Shutter Island regia di Martin Scorsese
ThrillerA Shutter Island hanno un problema: una matta ricoverata nel manicomio criminale che occupa quasi l'intera superficie della minuscola isoletta è fuggita, per ritrovarla viene inviato un detective del neonato FBI con nuovo compagno. Sull'isola troveranno che chi gestisce il manicomio non è meno enigmatico dei ricoverati e che la permanenza in quel luogo lascia emergere ricordi, fantasie e dubbi sulla natura della permanenza che possono mettere a repentaglio la loro stessa vita.

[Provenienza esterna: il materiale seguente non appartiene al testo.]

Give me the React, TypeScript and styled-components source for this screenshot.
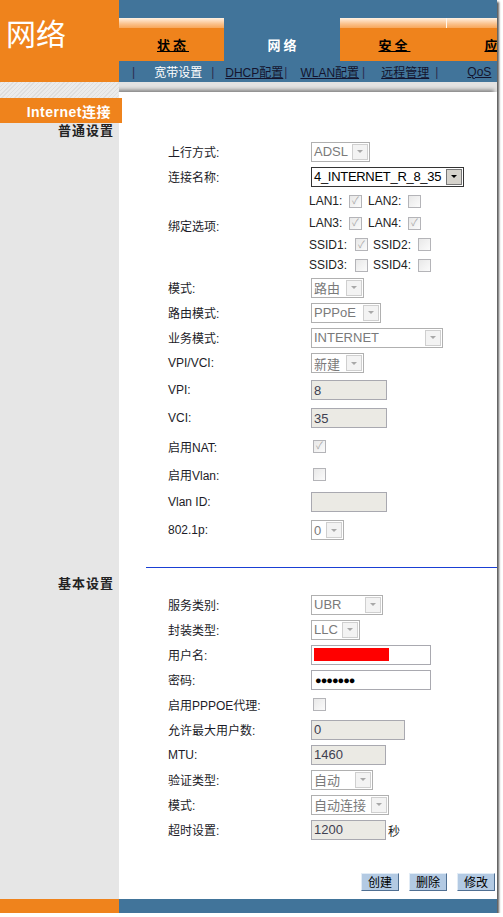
import React from 'react'
import styled, { createGlobalStyle } from 'styled-components'

const ORANGE = '#ef831c'
const BLUE = '#41749a'

const Global = createGlobalStyle`
  html, body { margin: 0; padding: 0; background: #fff; }
  body { font-family: "Liberation Sans", "Noto Sans CJK SC", sans-serif; }
`

const Frame = styled.div`
  width: 497px;
  height: 913px;
  display: grid;
  grid-template-columns: 119px 1fr;
  grid-template-rows: 82px 1fr 14px;
  box-shadow: 2px 2px 2px rgba(0, 0, 0, 0.65);
  overflow: hidden;
`

const Logo = styled.div`
  background: ${ORANGE};
  color: #fff;
  font-family: "Noto Sans CJK SC", sans-serif;
  font-size: 30px;
  line-height: 30px;
  padding: 17px 0 0 6px;
  box-sizing: border-box;
`

const Nav = styled.div`
  background: ${BLUE};
  display: flex;
  flex-direction: column;
  overflow: hidden;
`

const TabRow = styled.div`
  margin-top: 18px;
  height: 43px;
  display: flex;
`

const Tab = styled.div<{ $w: number; $active?: boolean; $sep?: boolean }>`
  flex: none;
  width: ${p => p.$w}px;
  display: flex;
  flex-direction: column;
  &::before {
    content: '';
    height: 10px;
    background: ${p => (p.$active ? 'transparent' : 'linear-gradient(#fff1e2, #fbc18a 60%, #f7a75a)')};
    border-left: ${p => (p.$sep ? '1px solid #fff8ee' : 'none')};
  }
`

const TabLabel = styled.span<{ $active?: boolean }>`
  flex: 1;
  display: flex;
  align-items: center;
  justify-content: center;
  background: ${p => (p.$active ? 'transparent' : ORANGE)};
  color: ${p => (p.$active ? '#fff' : '#000')};
  text-decoration: ${p => (p.$active ? 'none' : 'underline')};
  font-size: 13px;
  font-weight: bold;
  letter-spacing: 3px;
  padding-left: 3px;
`

const SubNav = styled.div`
  height: 21px;
  display: flex;
  align-items: center;
  font-size: 12px;
  white-space: nowrap;
`

const Sep = styled.span<{ $ml: number }>`
  margin-left: ${p => p.$ml}px;
  color: #2c2c4e;
`

const SubLink = styled.span<{ $ml: number; $active?: boolean }>`
  margin-left: ${p => p.$ml}px;
  color: ${p => (p.$active ? '#fff' : '#14142e')};
  text-decoration: ${p => (p.$active ? 'none' : 'underline')};
`

const Side = styled.div`
  background: #e6e6e6;
  display: flex;
  flex-direction: column;
  position: relative;
  z-index: 1;
`

const Hatch = styled.div`
  height: 16px;
  background: repeating-linear-gradient(135deg, #dedede 0 1px, #ebebeb 1px 3px);
`

const SideActive = styled.div`
  height: 25px;
  margin-right: -3px;
  background: ${ORANGE};
  color: #fff;
  font-size: 14px;
  font-weight: bold;
  letter-spacing: 0.5px;
  display: flex;
  align-items: center;
  justify-content: flex-end;
  padding-right: 11px;
`

const SideHead = styled.div<{ $mt: number }>`
  margin-top: ${p => p.$mt}px;
  line-height: 16px;
  font-size: 13px;
  font-weight: bold;
  letter-spacing: 1px;
  color: #222;
  text-align: right;
  padding-right: 5px;
`

const Main = styled.div`
  background: #e2e2e2;
  padding-top: 10px;
  display: flex;
`

const Panel = styled.div`
  flex: 1;
  background: #fff;
  box-shadow: -3px -2px 4px rgba(0, 0, 0, 0.45);
  display: flex;
  flex-direction: column;
`

const Form = styled.div<{ $pt: number }>`
  padding: ${p => p.$pt}px 0 0 49px;
  display: flex;
  flex-direction: column;
`

const Row = styled.div<{ $h: number }>`
  height: ${p => p.$h}px;
  display: flex;
  align-items: center;
`

const Label = styled.div<{ $top?: number }>`
  width: 143px;
  flex: none;
  font-size: 12px;
  color: #1c1c28;
  align-self: ${p => (p.$top ? 'flex-start' : 'auto')};
  padding-top: ${p => p.$top || 0}px;
`

const Rule = styled.div`
  margin: 23px 0 0 27px;
  height: 1px;
  background: #1a3fd4;
`

const SelectBox = styled.div<{ $w: number; $on?: boolean }>`
  width: ${p => p.$w}px;
  height: 20px;
  box-sizing: border-box;
  border: 1px solid ${p => (p.$on ? '#333' : '#b0b0b0')};
  background: #fff;
  display: flex;
  align-items: center;
  font-size: 13px;
  letter-spacing: ${p => (p.$on ? '-0.3px' : '0')};
  color: ${p => (p.$on ? '#000' : '#7a7a7a')};
`

const SelectText = styled.span`
  flex: 1;
  padding-left: 2px;
  white-space: nowrap;
  overflow: hidden;
`

const Arrow = styled.span<{ $on?: boolean }>`
  flex: none;
  width: 16px;
  height: 16px;
  margin-right: 1px;
  box-sizing: border-box;
  border: 1px solid ${p => (p.$on ? '#777' : '#cfcfcf')};
  background: ${p => (p.$on ? '#d6d3cc' : '#f3f3f3')};
  display: flex;
  align-items: center;
  justify-content: center;
  &::after {
    content: '';
    border-left: 3px solid transparent;
    border-right: 3px solid transparent;
    border-top: 3px solid ${p => (p.$on ? '#000' : '#a8a8a8')};
  }
`

const Input = styled.div<{ $w: number; $off?: boolean }>`
  width: ${p => p.$w}px;
  height: 20px;
  box-sizing: border-box;
  border: 1px solid #a9a9b0;
  background: ${p => (p.$off ? '#ebeae4' : '#fff')};
  font-size: 13px;
  color: #404050;
  padding-left: 2px;
  display: flex;
  align-items: center;
`

const Redacted = styled.span`
  width: 75px;
  height: 13px;
  background: #ff0000;
`

const Dots = styled.span`
  font-size: 11px;
  letter-spacing: -1px;
  color: #000;
  padding-left: 1px;
`

const Unit = styled.span`
  font-size: 12px;
  color: #222;
  align-self: flex-end;
  margin: 0 0 3px 2px;
`

const Box = styled.span<{ $on?: boolean; $ml?: number }>`
  flex: none;
  width: 13px;
  height: 13px;
  margin-left: ${p => p.$ml ?? 2}px;
  box-sizing: border-box;
  border: 1px solid #b4b4b8;
  background: linear-gradient(135deg, #e8e8e8, #fbfbfb);
  display: flex;
  align-items: center;
  justify-content: center;
  font-size: 10px;
  line-height: 10px;
  color: #a8a8a8;
  &::after {
    content: '${p => (p.$on ? '\u2713' : '')}';
  }
`

const Binds = styled.div`
  display: flex;
  flex-direction: column;
  padding-top: 1px;
  margin-left: -2px;
`

const BindRow = styled.div<{ $h: number }>`
  height: ${p => p.$h}px;
  display: flex;
  align-items: center;
  font-size: 12px;
  color: #222;
`

const BindLabel = styled.span<{ $w: number; $ml?: number }>`
  width: ${p => p.$w}px;
  margin-left: ${p => p.$ml || 0}px;
  flex: none;
`

const Buttons = styled.div`
  margin: 31px 2px 0 0;
  display: flex;
  justify-content: flex-end;
  gap: 10px;
`

const Button = styled.button`
  width: 38px;
  height: 18px;
  padding: 0;
  font-family: "Noto Sans CJK SC", sans-serif;
  font-size: 12px;
  line-height: 16px;
  color: #000;
  background: #b3cae3;
  border: 1px solid;
  border-color: #e2ecf6 #4f6f92 #4f6f92 #e2ecf6;
`

const FootLeft = styled.div`
  background: ${ORANGE};
  margin-right: -1px;
`
const FootRight = styled.div`
  background: ${BLUE};
`

const Select = ({ w, on, children }: { w: number; on?: boolean; children: React.ReactNode }) => (
  <SelectBox $w={w} $on={on}>
    <SelectText>{children}</SelectText>
    <Arrow $on={on} />
  </SelectBox>
)

const tabs = [
  { name: '状态', w: 105 },
  { name: '网络', w: 116, active: true },
  { name: '安全', w: 106 },
  { name: '应用', w: 106, sep: true },
]

const links = [
  { name: '宽带设置', sep: 13, ml: 19, active: true },
  { name: 'DHCP配置', sep: 9, ml: 11 },
  { name: 'WLAN配置', sep: 1, ml: 13 },
  { name: '远程管理', sep: 3, ml: 16 },
  { name: 'QoS', sep: 6, ml: 29 },
]

export default function App() {
  return (
    <>
      <Global />
      <Frame>
        <Logo>网络</Logo>
        <Nav>
          <TabRow>
            {tabs.map(t => (
              <Tab key={t.name} $w={t.w} $active={t.active} $sep={t.sep}>
                <TabLabel $active={t.active}>{t.name}</TabLabel>
              </Tab>
            ))}
          </TabRow>
          <SubNav>
            {links.map(l => (
              <React.Fragment key={l.name}>
                <Sep $ml={l.sep}>|</Sep>
                <SubLink $ml={l.ml} $active={l.active}>{l.name}</SubLink>
              </React.Fragment>
            ))}
          </SubNav>
        </Nav>

        <Side>
          <Hatch />
          <SideActive>Internet连接</SideActive>
          <SideHead $mt={0}>普通设置</SideHead>
          <SideHead $mt={437}>基本设置</SideHead>
        </Side>

        <Main>
          <Panel>
            <Form $pt={47}>
              <Row $h={25}>
                <Label>上行方式:</Label>
                <Select w={59}>ADSL</Select>
              </Row>
              <Row $h={25}>
                <Label>连接名称:</Label>
                <Select w={153} on>4_INTERNET_R_8_35</Select>
              </Row>
              <Row $h={86}>
                <Label $top={28}>绑定选项:</Label>
                <Binds>
                  <BindRow $h={22}>
                    <BindLabel $w={38}>LAN1:</BindLabel><Box $on />
                    <BindLabel $w={38} $ml={6}>LAN2:</BindLabel><Box />
                  </BindRow>
                  <BindRow $h={22}>
                    <BindLabel $w={38}>LAN3:</BindLabel><Box $on />
                    <BindLabel $w={38} $ml={6}>LAN4:</BindLabel><Box $on />
                  </BindRow>
                  <BindRow $h={21}>
                    <BindLabel $w={44}>SSID1:</BindLabel><Box $on />
                    <BindLabel $w={43} $ml={5}>SSID2:</BindLabel><Box />
                  </BindRow>
                  <BindRow $h={20}>
                    <BindLabel $w={44}>SSID3:</BindLabel><Box />
                    <BindLabel $w={43} $ml={5}>SSID4:</BindLabel><Box />
                  </BindRow>
                </Binds>
              </Row>
              <Row $h={25}>
                <Label>模式:</Label>
                <Select w={53}>路由</Select>
              </Row>
              <Row $h={25}>
                <Label>路由模式:</Label>
                <Select w={70}>PPPoE</Select>
              </Row>
              <Row $h={25}>
                <Label>业务模式:</Label>
                <Select w={132}>INTERNET</Select>
              </Row>
              <Row $h={26}>
                <Label>VPI/VCI:</Label>
                <Select w={53}>新建</Select>
              </Row>
              <Row $h={28}>
                <Label>VPI:</Label>
                <Input $w={76} $off>8</Input>
              </Row>
              <Row $h={28}>
                <Label>VCI:</Label>
                <Input $w={76} $off>35</Input>
              </Row>
              <Row $h={28}>
                <Label>启用NAT:</Label>
                <Box $on />
              </Row>
              <Row $h={28}>
                <Label>启用Vlan:</Label>
                <Box />
              </Row>
              <Row $h={28}>
                <Label>Vlan ID:</Label>
                <Input $w={76} $off />
              </Row>
              <Row $h={28}>
                <Label>802.1p:</Label>
                <Select w={33}>0</Select>
              </Row>
            </Form>

            <Rule />

            <Form $pt={24}>
              <Row $h={25}>
                <Label>服务类别:</Label>
                <Select w={72}>UBR</Select>
              </Row>
              <Row $h={25}>
                <Label>封装类型:</Label>
                <Select w={49}>LLC</Select>
              </Row>
              <Row $h={25}>
                <Label>用户名:</Label>
                <Input $w={120}><Redacted /></Input>
              </Row>
              <Row $h={25}>
                <Label>密码:</Label>
                <Input $w={120}><Dots>●●●●●●●</Dots></Input>
              </Row>
              <Row $h={25}>
                <Label>启用PPPOE代理:</Label>
                <Box />
              </Row>
              <Row $h={25}>
                <Label>允许最大用户数:</Label>
                <Input $w={94} $off>0</Input>
              </Row>
              <Row $h={25}>
                <Label>MTU:</Label>
                <Input $w={75} $off>1460</Input>
              </Row>
              <Row $h={25}>
                <Label>验证类型:</Label>
                <Select w={62}>自动</Select>
              </Row>
              <Row $h={25}>
                <Label>模式:</Label>
                <Select w={78}>自动连接</Select>
              </Row>
              <Row $h={25}>
                <Label>超时设置:</Label>
                <Input $w={75} $off>1200</Input>
                <Unit>秒</Unit>
              </Row>
            </Form>

            <Buttons>
              <Button>创建</Button>
              <Button>删除</Button>
              <Button>修改</Button>
            </Buttons>
          </Panel>
        </Main>

        <FootLeft />
        <FootRight />
      </Frame>
    </>
  )
}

A pensarci bene Scorsese non ha mai fatto un film di genere, sebbene per gran parte della sua carriera si sia dedicato a storie di gangster e criminali di vario tipo, lo stesso i suoi film non hanno mai avuto la scansione del cinema puramente di genere. Shutter Island quindi diventa facilmente il suo film più fieramente thriller.
Siamo dalle parti di Jacques Tourneur, di Samuel Fuller e del grande cinema di serie B anni '40 americano, Scorsese non lo nega, anzi. Tutto rimanda a quel tipo di atmosfere e di inquietudine ma non senza i consueti debiti alle ossessioni del regista che oltre a spuntare un po' ovunque nel film hanno il loro momento più alto nell'ultimo dialogo del sorprendente finale. Per Scorsese si tratta ancora una volta dell'adattamento di un racconto altrui ma piegata al modo in cui l'ha letta il regista che di quella trama e di quei personaggi mostra non tanto la storia quanto ciò che ha colpito lui, le contraddizioni che ci ha visto e le piccole leve che hanno suscitato in lui. Tutto questo basta a portare Shutter Island un palmo sopra qualsiasi altro film simile, direttamente nel reame del cinema vero.
Una simile precisazione è doverosa perchè poi Shutter Island, purtroppo, in molti punti perde colpi. Nonostante abbia dalla propria un Leonardo Di Caprio sempre più performante sotto la direzione scorsesiana, il film non riesce a tenere costante il filo della tensione. La lotta del detective contro i misteri del manicomio che lentamente sembrano coinvolgerlo e il suo lento mutamento di personalità e condizione solo in certi punti toccano le vette che lo straordinario inizio sembra promettere.
Quello che succede alla fine è che Shutter Island non è un autentico film di serie B (troppo poco asciutto, poco diretto e troppe le variazioni autoriali) nè il delirio ossessivo di colpe in cerca di una pena che le redima che il regista vorrebbe (troppo poca la convinzione nel perseguirlo). Il vortice perduto in cui finisce il detective, fatto di allucinazioni e straordinarie luci sovraesposte posizionate da Robert Richardson, lascia intuire più quello che poteva essere (un nuovo capitolo degli abissi umani dipinti da Scorsese) che quello che è (un thriller molto ben fatto con qualche eccessiva ovvietà di trama).